With the installation complete, the item has a easily grasped camouflage finish that lies tight against the exterior surface of the item and that will not move or shift. Additionally, the thermoplastic material used by the invention is preferably impervious to petroleum based oils commonly used to lubricate firearms and will not deteriorate when exposed to such oils. Furthermore, the thermoplastic material remains flexible after being applied to an item, thereby preventing any flexible portions of an item, such as the flexible portion of common wildlife-calls, from becoming inoperable.

Although the invention has been described above by reference to specific embodiments, it should be understood that the invention is not limited to these embodiments and numerous alternative embodiments or changes to these embodiments could be made without departing from the scope of the invention.
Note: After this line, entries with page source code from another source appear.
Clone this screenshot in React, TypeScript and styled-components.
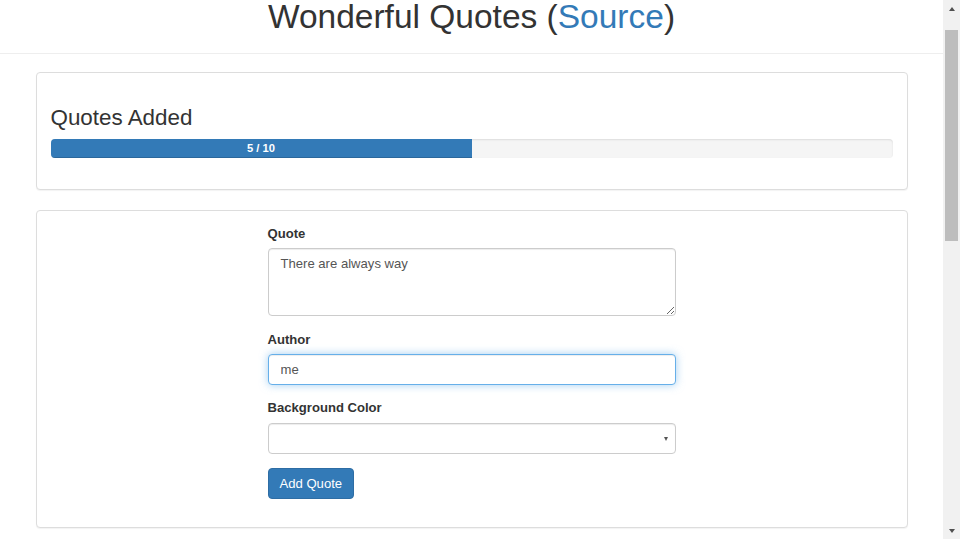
import React from 'react';
import styled, { createGlobalStyle, css } from 'styled-components';

const GlobalStyle = createGlobalStyle`
	html, body {
		margin: 0;
		padding: 0;
		height: 100%;
		overflow: hidden;
		background: #fff;
	}

	body {
		font-family: "Liberation Sans", Arial, sans-serif;
		font-size: 13.1px;
		line-height: 1.42857;
		color: #333;
	}

	#root {
		height: 100%;
	}

	*, *::before, *::after {
		box-sizing: border-box;
	}
`;

const Window = styled.div`
	display: flex;
	height: 100%;
`;

const Viewport = styled.div`
	flex: 1;
	min-width: 0;
	overflow: hidden;
`;

// the page in the shot is a bit scrolled, so draw the browser bar ourselves
const ScrollBar = styled.div`
	display: flex;
	flex-direction: column;
	width: 17px;
	flex-shrink: 0;
	background: #f1f1f1;
`;

const ScrollArrow = styled.div<{ $down?: boolean }>`
	display: flex;
	align-items: center;
	justify-content: center;
	height: 17px;
	flex-shrink: 0;

	&::before {
		content: '';
		margin-left: 1px;
		border-left: 3.5px solid transparent;
		border-right: 3.5px solid transparent;
		${({ $down }) => $down
		? css`border-top: 4px solid #505050;`
		: css`border-bottom: 4px solid #505050;`}
	}
`;

const ScrollTrack = styled.div`
	flex: 1;
	padding: 13px 2px 0 2px;
`;

const ScrollThumb = styled.div`
	height: 211px;
	background: #bdbdbd;
`;

const Header = styled.h1`
	margin: 0 0 18.5px;
	padding-bottom: 18.5px;
	border-bottom: 1px solid #eee;
	text-align: center;
	font-size: 33.5px;
	font-weight: 400;
	line-height: 34px;
	color: #333;

	a {
		color: #337ab7;
		text-decoration: none;
	}
`;

const Container = styled.div`
	max-width: 872px;
	margin: 0 auto;
`;

const Panel = styled.div`
	margin-bottom: 20px;
	background: #fff;
	border: 1px solid #ddd;
	border-radius: 4px;
	box-shadow: 0 1px 1px rgba(0, 0, 0, 0.05);
`;

const PanelBody = styled.div`
	padding: 14px;
`;

const SectionTitle = styled.h3`
	margin: 18.6px 0 8.8px;
	font-size: 22.4px;
	font-weight: 400;
	line-height: 1.1;
`;

const Progress = styled.div`
	height: 18.7px;
	margin-bottom: 17px;
	overflow: hidden;
	background: #f5f5f5;
	border-radius: 4px;
	box-shadow: inset 0 1px 2px rgba(0, 0, 0, 0.1);
`;

const ProgressFill = styled.div`
	height: 100%;
	background: #337ab7;
	color: #fff;
	text-align: center;
	font-size: 11.2px;
	font-weight: 700;
	line-height: 18.7px;
	box-shadow: inset 0 -1px 0 rgba(0, 0, 0, 0.15);
`;

const Form = styled.form`
	width: 408px;
	margin: 0 auto;
`;

const FormGroup = styled.div`
	margin-bottom: 14.4px;
`;

const Label = styled.label`
	display: block;
	margin-bottom: 4.7px;
	font-weight: 700;
	line-height: 18.7px;
`;

const fieldStyles = css`
	display: block;
	width: 100%;
	padding: 5.6px 12px;
	font-family: inherit;
	font-size: 13.1px;
	line-height: 18.7px;
	color: #555;
	background: #fff;
	border: 1px solid #ccc;
	border-radius: 4px;
	box-shadow: inset 0 1px 1px rgba(0, 0, 0, 0.075);
	outline: none;
`;

const TextArea = styled.textarea`
	${fieldStyles}
	height: 68px;
`;

const Input = styled.input<{ $focused?: boolean }>`
	${fieldStyles}
	height: 31px;

	${({ $focused }) => $focused && css`
		border-color: #66afe9;
		box-shadow: inset 0 1px 1px rgba(0, 0, 0, 0.075), 0 0 8px rgba(102, 175, 233, 0.6);
	`}
`;

const SelectWrap = styled.div`
	position: relative;

	&::after {
		content: '';
		position: absolute;
		right: 8px;
		top: 14px;
		border-left: 2.5px solid transparent;
		border-right: 2.5px solid transparent;
		border-top: 4px solid #555;
		pointer-events: none;
	}
`;

const Select = styled.select`
	${fieldStyles}
	height: 31px;
	appearance: none;
`;

const Button = styled.button`
	display: inline-block;
	height: 31px;
	padding: 0 11px;
	font-family: inherit;
	font-size: 13.1px;
	color: #fff;
	background: #337ab7;
	border: 1px solid #2e6da4;
	border-radius: 4px;
	cursor: pointer;
`;

const App: React.FC = () => {
	const added = 5;
	const max = 10;

	return (
		<Window>
			<GlobalStyle />
			<Viewport>
				<Header>
					Wonderful Quotes (<a href="#">Source</a>)
				</Header>
				<Container>
					<Panel>
						<PanelBody>
							<SectionTitle>Quotes Added</SectionTitle>
							<Progress>
								<ProgressFill style={{ width: `${(added / max) * 100}%` }}>
									{added} / {max}
								</ProgressFill>
							</Progress>
						</PanelBody>
					</Panel>
					<Panel>
						<PanelBody>
							<Form onSubmit={e => e.preventDefault()}>
								<FormGroup>
									<Label>Quote</Label>
									<TextArea rows={3} defaultValue="There are always way" />
								</FormGroup>
								<FormGroup>
									<Label>Author</Label>
									<Input $focused defaultValue="me" />
								</FormGroup>
								<FormGroup>
									<Label>Background Color</Label>
									<SelectWrap>
										<Select defaultValue="">
											<option value="" />
											<option value="red">Red</option>
											<option value="green">Green</option>
											<option value="blue">Blue</option>
										</Select>
									</SelectWrap>
								</FormGroup>
								<FormGroup>
									<Button type="submit">Add Quote</Button>
								</FormGroup>
							</Form>
						</PanelBody>
					</Panel>
				</Container>
			</Viewport>
			<ScrollBar>
				<ScrollArrow />
				<ScrollTrack>
					<ScrollThumb />
				</ScrollTrack>
				<ScrollArrow $down />
			</ScrollBar>
		</Window>
	);
};

export default App;
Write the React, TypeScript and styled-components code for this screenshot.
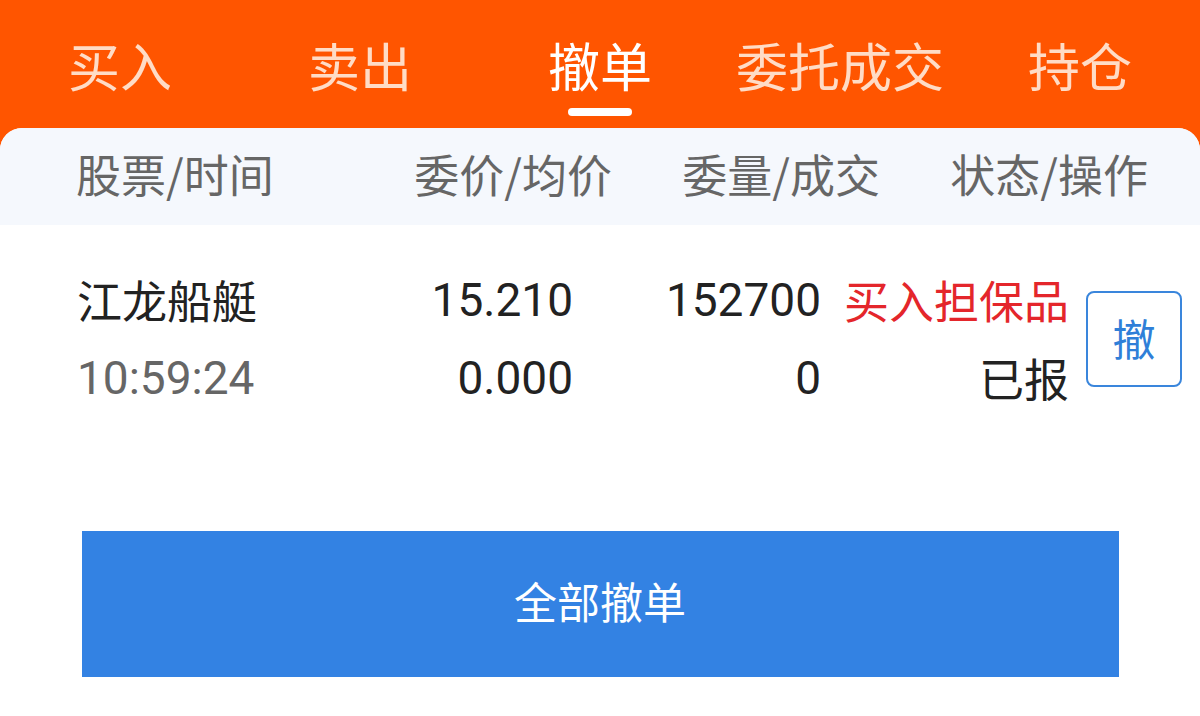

For example, although the preferred embodiment of a piece of shrink-wrap is described as having an adhesive strip along one of its longitudinal edges, such an adhesive need not be present. In a situation where the shrink-wrap is provided with a different camouflage pattern on opposite sides, use of tape would be preferred over an adhesive strip because the orientation of the adhesive strip would not be predeterminable. Additionally, any means such as using glues, or any other means known in the art of attaching the shrink-wrap to an item could be used. Furthermore, various different material properties of the thermoplastic material and various different shapes and configurations of shrink-wrap could be used in various applications. For example, a triangular sheet of shrink-wrap could be used to camouflage a cone shaped item.

Thus it should be clear that modifications and variations of the invention could be made without departing from the scope of the invention which should be considered as being limited only by the scope of the claims and their equivalents.